Opportunity lost.

Opportunity lost.

It seems like an intermediary enters the equation only when the business owner wants to exit?

I don’t mean to put a downer on business ownership but shouldn’t business intermediaries get in on ground level?

Here is my thought. There are very few chiefs, a few leaders, and lots of workers.

If we as intermediaries were to take chiefs under our wing while they are fresh into business. And full of energy and teach how profitable it can be to build a business, run it for around three years, then step back and put a leader in your place to have them run the business, and after that sell the business.

The learning the chief has done over the last three years has been significant, fieldwork, get down to work and get dirty.

I, Brad Camp, had a painting business. Stupidly, I called it “Brad Camp’s Painting.” I worked it for about ten years then I got tired, really tired. It was 2008, and my phone stopped ringing. I then, when tired, decided I wanted to sell.

I spoke with a realtor, and he informed me of two things. First was that because of the company name, the only person I could sell it to was “Brad Camp” and the second thing was that I needed to show 3 consecutive years of growth.

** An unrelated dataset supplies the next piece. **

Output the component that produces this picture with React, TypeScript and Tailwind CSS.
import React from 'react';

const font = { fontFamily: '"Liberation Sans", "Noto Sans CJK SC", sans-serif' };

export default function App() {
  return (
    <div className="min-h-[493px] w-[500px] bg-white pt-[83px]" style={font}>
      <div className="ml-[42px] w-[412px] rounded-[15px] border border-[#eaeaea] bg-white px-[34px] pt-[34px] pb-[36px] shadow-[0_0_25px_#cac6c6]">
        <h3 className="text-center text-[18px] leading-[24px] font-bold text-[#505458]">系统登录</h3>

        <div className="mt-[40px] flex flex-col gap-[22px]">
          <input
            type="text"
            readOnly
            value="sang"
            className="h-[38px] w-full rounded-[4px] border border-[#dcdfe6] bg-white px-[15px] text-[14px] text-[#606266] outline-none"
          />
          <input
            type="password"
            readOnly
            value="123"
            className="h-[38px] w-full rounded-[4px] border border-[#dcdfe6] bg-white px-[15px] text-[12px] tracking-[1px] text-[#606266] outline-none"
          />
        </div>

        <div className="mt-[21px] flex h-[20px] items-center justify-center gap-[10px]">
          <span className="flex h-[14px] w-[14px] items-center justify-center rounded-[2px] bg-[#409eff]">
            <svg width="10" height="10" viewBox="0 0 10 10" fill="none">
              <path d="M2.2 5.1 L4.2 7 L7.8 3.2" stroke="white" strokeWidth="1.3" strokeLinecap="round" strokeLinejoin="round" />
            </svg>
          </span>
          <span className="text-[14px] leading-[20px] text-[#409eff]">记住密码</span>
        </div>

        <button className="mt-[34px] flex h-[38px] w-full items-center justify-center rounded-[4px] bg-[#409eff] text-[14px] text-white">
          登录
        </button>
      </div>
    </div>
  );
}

If, I had known this before, I would have set up my business differently.

I ended up purchasing a domain https://seriouslypainting.com. I worked it a little bit, but my heart wasn’t in it. So, I did nothing or not much while my three boys grew up a bit.

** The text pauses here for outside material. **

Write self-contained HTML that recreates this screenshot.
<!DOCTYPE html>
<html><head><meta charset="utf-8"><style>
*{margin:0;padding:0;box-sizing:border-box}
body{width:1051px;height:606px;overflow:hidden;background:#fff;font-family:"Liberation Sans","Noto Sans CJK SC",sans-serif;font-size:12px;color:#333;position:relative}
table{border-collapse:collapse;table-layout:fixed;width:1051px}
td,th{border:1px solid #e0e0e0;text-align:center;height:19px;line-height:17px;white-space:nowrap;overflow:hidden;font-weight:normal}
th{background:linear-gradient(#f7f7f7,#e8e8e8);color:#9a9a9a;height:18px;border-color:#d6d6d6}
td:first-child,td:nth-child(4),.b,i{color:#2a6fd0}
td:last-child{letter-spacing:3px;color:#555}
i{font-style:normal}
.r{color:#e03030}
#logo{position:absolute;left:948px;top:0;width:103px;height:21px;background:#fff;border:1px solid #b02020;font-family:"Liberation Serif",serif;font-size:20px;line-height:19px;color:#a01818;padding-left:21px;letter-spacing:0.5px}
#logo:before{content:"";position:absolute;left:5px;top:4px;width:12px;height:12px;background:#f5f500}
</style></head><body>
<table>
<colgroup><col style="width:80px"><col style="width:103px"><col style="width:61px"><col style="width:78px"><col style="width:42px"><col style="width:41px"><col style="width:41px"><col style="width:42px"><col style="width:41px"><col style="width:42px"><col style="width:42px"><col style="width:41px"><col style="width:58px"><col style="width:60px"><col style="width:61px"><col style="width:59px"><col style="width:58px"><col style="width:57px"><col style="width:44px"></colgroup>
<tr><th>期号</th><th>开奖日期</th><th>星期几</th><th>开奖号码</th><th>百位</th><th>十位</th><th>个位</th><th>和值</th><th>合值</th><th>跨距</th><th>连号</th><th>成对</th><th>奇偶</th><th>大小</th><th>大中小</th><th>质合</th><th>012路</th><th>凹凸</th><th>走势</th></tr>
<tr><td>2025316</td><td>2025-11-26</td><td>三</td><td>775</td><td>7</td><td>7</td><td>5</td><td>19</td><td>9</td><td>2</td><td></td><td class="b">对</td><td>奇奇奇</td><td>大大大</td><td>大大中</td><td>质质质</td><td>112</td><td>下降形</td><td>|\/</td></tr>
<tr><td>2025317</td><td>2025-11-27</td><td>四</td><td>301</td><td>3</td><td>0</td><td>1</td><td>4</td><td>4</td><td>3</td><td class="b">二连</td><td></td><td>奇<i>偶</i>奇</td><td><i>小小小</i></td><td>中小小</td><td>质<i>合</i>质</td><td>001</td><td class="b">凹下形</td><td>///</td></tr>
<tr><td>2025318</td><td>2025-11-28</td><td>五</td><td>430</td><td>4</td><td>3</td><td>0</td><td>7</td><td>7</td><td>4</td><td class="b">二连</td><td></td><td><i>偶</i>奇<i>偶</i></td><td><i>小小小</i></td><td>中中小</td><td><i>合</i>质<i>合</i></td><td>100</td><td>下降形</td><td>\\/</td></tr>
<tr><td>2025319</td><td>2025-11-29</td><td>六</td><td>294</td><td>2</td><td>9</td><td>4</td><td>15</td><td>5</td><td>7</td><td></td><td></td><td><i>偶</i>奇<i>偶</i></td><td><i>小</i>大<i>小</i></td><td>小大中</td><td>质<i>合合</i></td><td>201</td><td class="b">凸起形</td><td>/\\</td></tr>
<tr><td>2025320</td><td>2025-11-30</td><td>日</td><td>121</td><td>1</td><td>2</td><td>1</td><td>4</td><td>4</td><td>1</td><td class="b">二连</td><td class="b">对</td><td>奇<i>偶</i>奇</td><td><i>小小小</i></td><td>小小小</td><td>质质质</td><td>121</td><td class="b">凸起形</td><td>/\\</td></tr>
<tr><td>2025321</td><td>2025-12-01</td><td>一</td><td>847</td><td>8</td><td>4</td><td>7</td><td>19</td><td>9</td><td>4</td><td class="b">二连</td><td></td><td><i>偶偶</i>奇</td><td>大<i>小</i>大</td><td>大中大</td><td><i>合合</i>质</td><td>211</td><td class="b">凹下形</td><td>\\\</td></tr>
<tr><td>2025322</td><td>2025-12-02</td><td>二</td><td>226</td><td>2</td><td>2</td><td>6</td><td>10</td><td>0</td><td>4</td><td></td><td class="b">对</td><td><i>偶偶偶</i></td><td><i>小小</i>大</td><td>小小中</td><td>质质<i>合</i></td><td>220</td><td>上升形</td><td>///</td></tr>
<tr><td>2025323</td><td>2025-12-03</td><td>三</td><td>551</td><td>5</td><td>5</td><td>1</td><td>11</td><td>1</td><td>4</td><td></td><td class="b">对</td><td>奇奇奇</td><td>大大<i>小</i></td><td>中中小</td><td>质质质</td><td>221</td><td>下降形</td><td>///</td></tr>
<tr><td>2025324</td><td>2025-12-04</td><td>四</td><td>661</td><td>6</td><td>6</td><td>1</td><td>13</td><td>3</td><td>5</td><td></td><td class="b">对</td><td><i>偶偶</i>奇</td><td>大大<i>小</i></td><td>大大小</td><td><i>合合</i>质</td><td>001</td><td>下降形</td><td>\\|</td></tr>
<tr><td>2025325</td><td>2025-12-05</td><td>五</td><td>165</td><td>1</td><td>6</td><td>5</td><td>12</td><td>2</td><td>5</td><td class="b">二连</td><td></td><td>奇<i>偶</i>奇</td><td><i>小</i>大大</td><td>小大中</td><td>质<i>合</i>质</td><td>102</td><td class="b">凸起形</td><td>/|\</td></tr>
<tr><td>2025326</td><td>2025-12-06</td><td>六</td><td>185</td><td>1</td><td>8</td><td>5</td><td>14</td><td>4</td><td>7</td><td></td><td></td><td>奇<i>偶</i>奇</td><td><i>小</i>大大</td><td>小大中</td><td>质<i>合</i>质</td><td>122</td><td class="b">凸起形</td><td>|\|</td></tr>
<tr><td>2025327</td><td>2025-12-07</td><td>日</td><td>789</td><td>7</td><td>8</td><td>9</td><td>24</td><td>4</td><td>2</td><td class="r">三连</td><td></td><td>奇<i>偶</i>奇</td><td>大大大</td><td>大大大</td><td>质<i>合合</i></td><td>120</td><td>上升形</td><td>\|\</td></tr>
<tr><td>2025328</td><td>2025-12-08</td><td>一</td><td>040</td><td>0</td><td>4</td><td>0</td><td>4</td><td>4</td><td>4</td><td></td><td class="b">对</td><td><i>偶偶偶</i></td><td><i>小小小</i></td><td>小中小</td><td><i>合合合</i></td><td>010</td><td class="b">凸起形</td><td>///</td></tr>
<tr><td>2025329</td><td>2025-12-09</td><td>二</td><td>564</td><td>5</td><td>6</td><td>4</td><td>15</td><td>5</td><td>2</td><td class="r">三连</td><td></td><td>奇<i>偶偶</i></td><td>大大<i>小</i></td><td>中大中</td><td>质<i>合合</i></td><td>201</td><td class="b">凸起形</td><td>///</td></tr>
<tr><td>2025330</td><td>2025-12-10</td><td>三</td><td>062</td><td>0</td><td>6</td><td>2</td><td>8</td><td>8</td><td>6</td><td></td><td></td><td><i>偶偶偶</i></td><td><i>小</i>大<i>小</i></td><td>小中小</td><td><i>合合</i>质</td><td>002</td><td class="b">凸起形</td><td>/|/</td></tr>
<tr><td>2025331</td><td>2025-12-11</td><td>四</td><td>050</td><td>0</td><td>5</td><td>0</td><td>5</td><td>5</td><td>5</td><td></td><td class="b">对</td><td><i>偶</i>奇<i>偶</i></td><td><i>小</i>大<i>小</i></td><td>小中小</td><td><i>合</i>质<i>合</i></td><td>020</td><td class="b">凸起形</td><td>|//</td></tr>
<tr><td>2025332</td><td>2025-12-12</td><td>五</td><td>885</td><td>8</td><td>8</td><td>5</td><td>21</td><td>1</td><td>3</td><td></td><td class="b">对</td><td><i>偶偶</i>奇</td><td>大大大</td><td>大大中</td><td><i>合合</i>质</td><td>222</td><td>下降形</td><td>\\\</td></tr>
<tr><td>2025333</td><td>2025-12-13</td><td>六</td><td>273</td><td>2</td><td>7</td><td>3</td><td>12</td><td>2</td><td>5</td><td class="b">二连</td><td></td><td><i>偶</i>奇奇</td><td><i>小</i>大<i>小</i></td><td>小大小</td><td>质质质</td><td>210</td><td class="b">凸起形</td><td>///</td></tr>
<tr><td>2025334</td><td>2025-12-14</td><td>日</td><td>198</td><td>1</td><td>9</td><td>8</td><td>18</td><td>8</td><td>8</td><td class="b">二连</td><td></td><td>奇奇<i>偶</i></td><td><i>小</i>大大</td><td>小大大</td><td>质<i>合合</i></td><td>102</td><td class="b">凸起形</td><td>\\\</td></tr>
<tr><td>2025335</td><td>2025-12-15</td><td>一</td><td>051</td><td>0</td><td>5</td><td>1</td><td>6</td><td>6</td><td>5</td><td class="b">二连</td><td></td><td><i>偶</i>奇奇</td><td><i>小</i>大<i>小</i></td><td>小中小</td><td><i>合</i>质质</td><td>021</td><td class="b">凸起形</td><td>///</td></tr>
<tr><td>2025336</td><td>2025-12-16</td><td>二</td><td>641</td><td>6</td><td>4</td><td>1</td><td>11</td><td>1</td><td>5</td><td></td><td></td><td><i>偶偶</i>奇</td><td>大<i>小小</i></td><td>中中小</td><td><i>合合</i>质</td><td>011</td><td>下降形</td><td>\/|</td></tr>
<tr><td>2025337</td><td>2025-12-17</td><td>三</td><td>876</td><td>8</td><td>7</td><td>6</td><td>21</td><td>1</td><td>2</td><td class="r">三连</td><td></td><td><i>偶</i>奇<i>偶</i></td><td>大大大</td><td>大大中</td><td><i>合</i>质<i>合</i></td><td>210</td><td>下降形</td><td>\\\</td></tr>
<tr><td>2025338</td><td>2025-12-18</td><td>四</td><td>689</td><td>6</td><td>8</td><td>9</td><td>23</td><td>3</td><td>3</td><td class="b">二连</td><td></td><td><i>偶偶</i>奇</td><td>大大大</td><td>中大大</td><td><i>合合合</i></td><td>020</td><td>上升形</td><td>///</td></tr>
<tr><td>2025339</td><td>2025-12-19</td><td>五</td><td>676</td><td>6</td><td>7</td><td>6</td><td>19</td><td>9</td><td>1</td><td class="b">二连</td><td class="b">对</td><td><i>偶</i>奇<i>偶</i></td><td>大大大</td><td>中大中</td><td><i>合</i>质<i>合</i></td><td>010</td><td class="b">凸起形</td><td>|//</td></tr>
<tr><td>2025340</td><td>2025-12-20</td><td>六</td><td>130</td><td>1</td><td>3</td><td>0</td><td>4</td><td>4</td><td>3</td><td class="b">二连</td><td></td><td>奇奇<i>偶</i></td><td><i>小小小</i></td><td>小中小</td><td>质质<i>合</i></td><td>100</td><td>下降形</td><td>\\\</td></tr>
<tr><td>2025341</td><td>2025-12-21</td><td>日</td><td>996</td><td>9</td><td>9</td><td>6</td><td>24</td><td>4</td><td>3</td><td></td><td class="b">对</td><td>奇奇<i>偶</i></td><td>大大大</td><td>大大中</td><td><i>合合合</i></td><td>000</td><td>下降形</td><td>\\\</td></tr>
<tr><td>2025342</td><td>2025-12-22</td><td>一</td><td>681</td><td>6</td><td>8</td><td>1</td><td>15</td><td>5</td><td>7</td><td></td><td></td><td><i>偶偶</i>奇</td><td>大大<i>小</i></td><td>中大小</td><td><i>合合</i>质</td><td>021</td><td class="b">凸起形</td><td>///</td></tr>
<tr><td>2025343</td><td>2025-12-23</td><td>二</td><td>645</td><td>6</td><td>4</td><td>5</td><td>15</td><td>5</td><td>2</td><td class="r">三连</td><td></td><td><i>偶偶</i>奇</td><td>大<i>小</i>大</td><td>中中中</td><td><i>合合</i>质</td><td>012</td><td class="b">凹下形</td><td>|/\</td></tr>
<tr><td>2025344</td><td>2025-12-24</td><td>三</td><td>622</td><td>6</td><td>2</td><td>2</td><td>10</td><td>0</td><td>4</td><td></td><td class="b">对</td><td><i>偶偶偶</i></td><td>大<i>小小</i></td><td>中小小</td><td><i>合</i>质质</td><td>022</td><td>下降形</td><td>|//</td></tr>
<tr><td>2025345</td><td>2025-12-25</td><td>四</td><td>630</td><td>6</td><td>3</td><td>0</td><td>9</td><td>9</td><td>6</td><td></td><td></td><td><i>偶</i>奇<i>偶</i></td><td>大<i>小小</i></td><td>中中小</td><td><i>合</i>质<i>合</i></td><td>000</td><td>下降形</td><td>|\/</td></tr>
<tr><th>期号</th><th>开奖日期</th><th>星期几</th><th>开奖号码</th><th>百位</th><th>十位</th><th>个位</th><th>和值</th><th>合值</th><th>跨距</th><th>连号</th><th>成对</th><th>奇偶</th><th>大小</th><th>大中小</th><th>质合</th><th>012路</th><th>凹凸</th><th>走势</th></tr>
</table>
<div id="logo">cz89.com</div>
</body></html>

Years later, one of my sons, Mathew, called me up and told me he was bored and he wanted to paint. He wanted my help getting, Seriously Painting up and running. He said we could do a partnership. At the time, I was helping a friend paint, and my skills were being under-utilized.

I informed the lady that I was going to help my son, to get up and running. She informed me, that it was a stupid move and that he would be better off helping her for $25.00 / hour.

My son insisted, not a hope. So, I jumped ship and showed Mathew what I knew, and he ran with it. A little more than three years later, he has a successful business and the ability to start another business without breaking a sweat.

So, my question is, wouldn’t it be better to encourage a chief to build multiple businesses and get out in under five years, rather than wait for a phone call from someone in their 60ies, tired, and want to retire?